● **Information supplied**

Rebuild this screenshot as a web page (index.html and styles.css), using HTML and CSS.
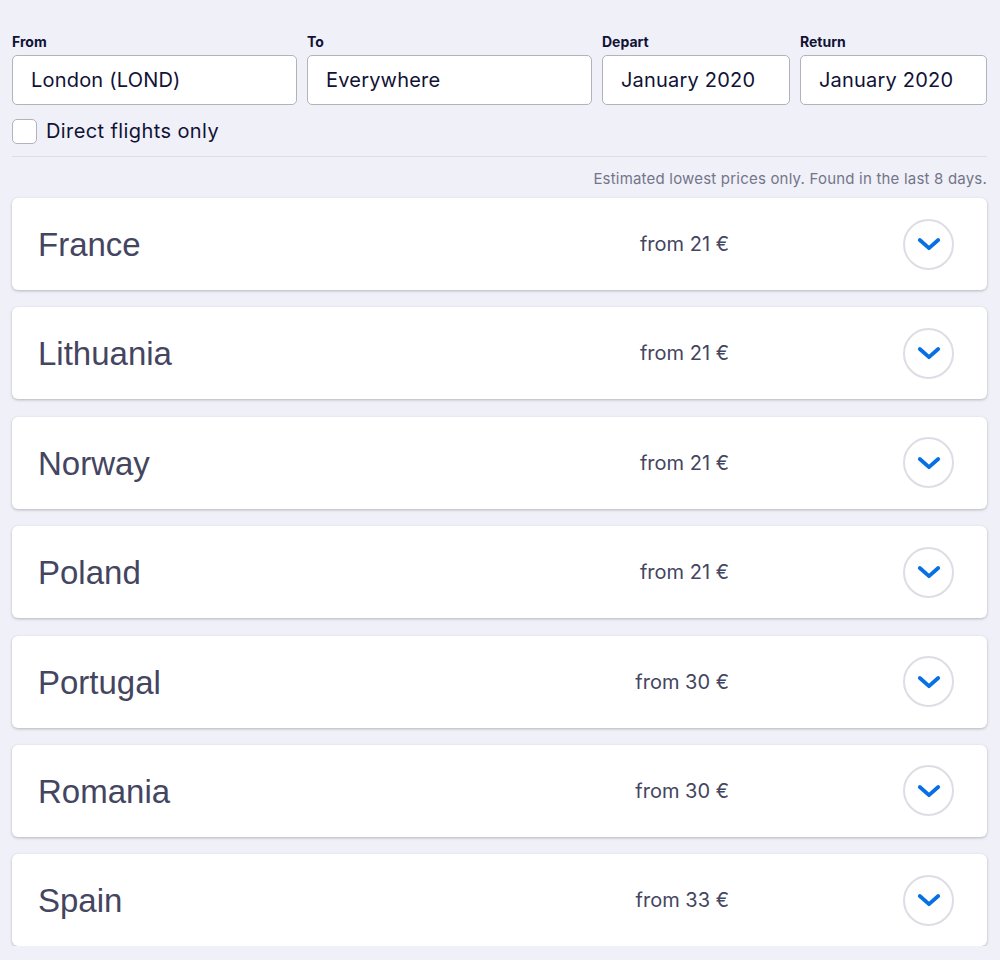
FILE: index.html
```html
<!DOCTYPE html>
<html>
<head>
<meta charset="utf-8">
<link rel="stylesheet" href="styles.css">
</head>
<body>
<div class="page">
  <div class="search">
    <div class="field">
      <label class="label">From</label>
      <div class="input">London (LOND)</div>
    </div>
    <div class="field">
      <label class="label">To</label>
      <div class="input">Everywhere</div>
    </div>
    <div class="field">
      <label class="label">Depart</label>
      <div class="input">January 2020</div>
    </div>
    <div class="field">
      <label class="label">Return</label>
      <div class="input">January 2020</div>
    </div>
  </div>
  <div class="direct">
    <span class="checkbox"></span>
    <span class="direct-text">Direct flights only</span>
  </div>
  <div class="divider"></div>
  <p class="note">Estimated lowest prices only. Found in the last 8 days.</p>
  <div class="list">
    <div class="card"><span class="country">France</span><span class="price">from 21 €</span><span class="toggle"><svg viewBox="0 0 24 24" width="24" height="24"><path d="M2.8 8 L12 16.2 L21.2 8" fill="none" stroke="#0770e3" stroke-width="3.8" stroke-linecap="round" stroke-linejoin="round"/></svg></span></div>
    <div class="card"><span class="country">Lithuania</span><span class="price">from 21 €</span><span class="toggle"><svg viewBox="0 0 24 24" width="24" height="24"><path d="M2.8 8 L12 16.2 L21.2 8" fill="none" stroke="#0770e3" stroke-width="3.8" stroke-linecap="round" stroke-linejoin="round"/></svg></span></div>
    <div class="card"><span class="country">Norway</span><span class="price">from 21 €</span><span class="toggle"><svg viewBox="0 0 24 24" width="24" height="24"><path d="M2.8 8 L12 16.2 L21.2 8" fill="none" stroke="#0770e3" stroke-width="3.8" stroke-linecap="round" stroke-linejoin="round"/></svg></span></div>
    <div class="card"><span class="country">Poland</span><span class="price">from 21 €</span><span class="toggle"><svg viewBox="0 0 24 24" width="24" height="24"><path d="M2.8 8 L12 16.2 L21.2 8" fill="none" stroke="#0770e3" stroke-width="3.8" stroke-linecap="round" stroke-linejoin="round"/></svg></span></div>
    <div class="card"><span class="country">Portugal</span><span class="price">from 30 €</span><span class="toggle"><svg viewBox="0 0 24 24" width="24" height="24"><path d="M2.8 8 L12 16.2 L21.2 8" fill="none" stroke="#0770e3" stroke-width="3.8" stroke-linecap="round" stroke-linejoin="round"/></svg></span></div>
    <div class="card"><span class="country">Romania</span><span class="price">from 30 €</span><span class="toggle"><svg viewBox="0 0 24 24" width="24" height="24"><path d="M2.8 8 L12 16.2 L21.2 8" fill="none" stroke="#0770e3" stroke-width="3.8" stroke-linecap="round" stroke-linejoin="round"/></svg></span></div>
    <div class="card"><span class="country">Spain</span><span class="price">from 33 €</span><span class="toggle"><svg viewBox="0 0 24 24" width="24" height="24"><path d="M2.8 8 L12 16.2 L21.2 8" fill="none" stroke="#0770e3" stroke-width="3.8" stroke-linecap="round" stroke-linejoin="round"/></svg></span></div>
  </div>
</div>
</body>
</html>
```
FILE: styles.css
```css
* { box-sizing: border-box; }
html, body {
  margin: 0;
  padding: 0;
  background: #eff0f8;
  font-family: Inter, "Noto Sans", "Liberation Sans", sans-serif;
  color: #111236;
}
.page {
  padding: 33px 13px 0 12px;
}
.search {
  display: grid;
  grid-template-columns: 285px 285px 188px 187px;
  column-gap: 10px;
  justify-content: space-between;
}
.field {
  display: flex;
  flex-direction: column;
}
.label {
  font-size: 14px;
  font-weight: 700;
  line-height: 18px;
  margin-bottom: 4px;
  color: #111236;
}
.input {
  height: 50px;
  background: #fff;
  border: 1px solid #b2b2bf;
  border-radius: 5px;
  padding: 0 18px;
  display: flex;
  align-items: center;
  font-size: 20px;
  letter-spacing: 0.2px;
  color: #111236;
}
.direct {
  display: flex;
  align-items: center;
  margin-top: 13px;
  height: 26px;
}
.checkbox {
  width: 25px;
  height: 25px;
  background: #fff;
  border: 1px solid #b2b2bf;
  border-radius: 5px;
  margin-right: 9px;
}
.direct-text {
  font-size: 20px;
  letter-spacing: 0.4px;
  color: #111236;
}
.divider {
  height: 1px;
  background: #dcdde6;
  margin-top: 12px;
}
.note {
  margin: 13px 0 10px;
  text-align: right;
  font-size: 15px;
  letter-spacing: 0.2px;
  line-height: 18px;
  color: #74758a;
}
.list {
  display: flex;
  flex-direction: column;
  gap: 17.4px;
}
.card {
  height: 92px;
  background: #fff;
  border-radius: 6px;
  box-shadow: 0 1px 3px rgba(37, 32, 31, 0.28);
  display: flex;
  align-items: center;
  padding: 0 33px 0 26px;
}
.country {
  flex: 1;
  font-size: 33px;
  color: #444560;
  font-family: "Liberation Sans", Arial, sans-serif;
  padding-top: 2px;
}
.price {
  font-size: 20px;
  color: #444560;
  margin-right: 174px;
}
.toggle {
  width: 51px;
  height: 51px;
  border-radius: 50%;
  border: 2px solid #dddde5;
  display: flex;
  align-items: center;
  justify-content: center;
}
```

● **Stated problem**
From the listing, extract all text exactly as given and drop any picture.

● **In response**
Rebuild this screenshot as a web page (index.html and styles.css), using HTML and CSS.
FILE: index.html
```html
<!DOCTYPE html>
<html>
<head>
<meta charset="utf-8">
<link rel="stylesheet" href="styles.css">
</head>
<body>
<div class="page">
  <div class="search">
    <div class="field">
      <label class="label">From</label>
      <div class="input">London (LOND)</div>
    </div>
    <div class="field">
      <label class="label">To</label>
      <div class="input">Everywhere</div>
    </div>
    <div class="field">
      <label class="label">Depart</label>
      <div class="input">January 2020</div>
    </div>
    <div class="field">
      <label class="label">Return</label>
      <div class="input">January 2020</div>
    </div>
  </div>
  <div class="direct">
    <span class="checkbox"></span>
    <span class="direct-text">Direct flights only</span>
  </div>
  <div class="divider"></div>
  <p class="note">Estimated lowest prices only. Found in the last 8 days.</p>
  <div class="list">
    <div class="card"><span class="country">France</span><span class="price">from 21 €</span><span class="toggle"><svg viewBox="0 0 24 24" width="24" height="24"><path d="M2.8 8 L12 16.2 L21.2 8" fill="none" stroke="#0770e3" stroke-width="3.8" stroke-linecap="round" stroke-linejoin="round"/></svg></span></div>
    <div class="card"><span class="country">Lithuania</span><span class="price">from 21 €</span><span class="toggle"><svg viewBox="0 0 24 24" width="24" height="24"><path d="M2.8 8 L12 16.2 L21.2 8" fill="none" stroke="#0770e3" stroke-width="3.8" stroke-linecap="round" stroke-linejoin="round"/></svg></span></div>
    <div class="card"><span class="country">Norway</span><span class="price">from 21 €</span><span class="toggle"><svg viewBox="0 0 24 24" width="24" height="24"><path d="M2.8 8 L12 16.2 L21.2 8" fill="none" stroke="#0770e3" stroke-width="3.8" stroke-linecap="round" stroke-linejoin="round"/></svg></span></div>
    <div class="card"><span class="country">Poland</span><span class="price">from 21 €</span><span class="toggle"><svg viewBox="0 0 24 24" width="24" height="24"><path d="M2.8 8 L12 16.2 L21.2 8" fill="none" stroke="#0770e3" stroke-width="3.8" stroke-linecap="round" stroke-linejoin="round"/></svg></span></div>
    <div class="card"><span class="country">Portugal</span><span class="price">from 30 €</span><span class="toggle"><svg viewBox="0 0 24 24" width="24" height="24"><path d="M2.8 8 L12 16.2 L21.2 8" fill="none" stroke="#0770e3" stroke-width="3.8" stroke-linecap="round" stroke-linejoin="round"/></svg></span></div>
    <div class="card"><span class="country">Romania</span><span class="price">from 30 €</span><span class="toggle"><svg viewBox="0 0 24 24" width="24" height="24"><path d="M2.8 8 L12 16.2 L21.2 8" fill="none" stroke="#0770e3" stroke-width="3.8" stroke-linecap="round" stroke-linejoin="round"/></svg></span></div>
    <div class="card"><span class="country">Spain</span><span class="price">from 33 €</span><span class="toggle"><svg viewBox="0 0 24 24" width="24" height="24"><path d="M2.8 8 L12 16.2 L21.2 8" fill="none" stroke="#0770e3" stroke-width="3.8" stroke-linecap="round" stroke-linejoin="round"/></svg></span></div>
  </div>
</div>
</body>
</html>
```
FILE: styles.css
```css
* { box-sizing: border-box; }
html, body {
  margin: 0;
  padding: 0;
  background: #eff0f8;
  font-family: Inter, "Noto Sans", "Liberation Sans", sans-serif;
  color: #111236;
}
.page {
  padding: 33px 13px 0 12px;
}
.search {
  display: grid;
  grid-template-columns: 285px 285px 188px 187px;
  column-gap: 10px;
  justify-content: space-between;
}
.field {
  display: flex;
  flex-direction: column;
}
.label {
  font-size: 14px;
  font-weight: 700;
  line-height: 18px;
  margin-bottom: 4px;
  color: #111236;
}
.input {
  height: 50px;
  background: #fff;
  border: 1px solid #b2b2bf;
  border-radius: 5px;
  padding: 0 18px;
  display: flex;
  align-items: center;
  font-size: 20px;
  letter-spacing: 0.2px;
  color: #111236;
}
.direct {
  display: flex;
  align-items: center;
  margin-top: 13px;
  height: 26px;
}
.checkbox {
  width: 25px;
  height: 25px;
  background: #fff;
  border: 1px solid #b2b2bf;
  border-radius: 5px;
  margin-right: 9px;
}
.direct-text {
  font-size: 20px;
  letter-spacing: 0.4px;
  color: #111236;
}
.divider {
  height: 1px;
  background: #dcdde6;
  margin-top: 12px;
}
.note {
  margin: 13px 0 10px;
  text-align: right;
  font-size: 15px;
  letter-spacing: 0.2px;
  line-height: 18px;
  color: #74758a;
}
.list {
  display: flex;
  flex-direction: column;
  gap: 17.4px;
}
.card {
  height: 92px;
  background: #fff;
  border-radius: 6px;
  box-shadow: 0 1px 3px rgba(37, 32, 31, 0.28);
  display: flex;
  align-items: center;
  padding: 0 33px 0 26px;
}
.country {
  flex: 1;
  font-size: 33px;
  color: #444560;
  font-family: "Liberation Sans", Arial, sans-serif;
  padding-top: 2px;
}
.price {
  font-size: 20px;
  color: #444560;
  margin-right: 174px;
}
.toggle {
  width: 51px;
  height: 51px;
  border-radius: 50%;
  border: 2px solid #dddde5;
  display: flex;
  align-items: center;
  justify-content: center;
}
```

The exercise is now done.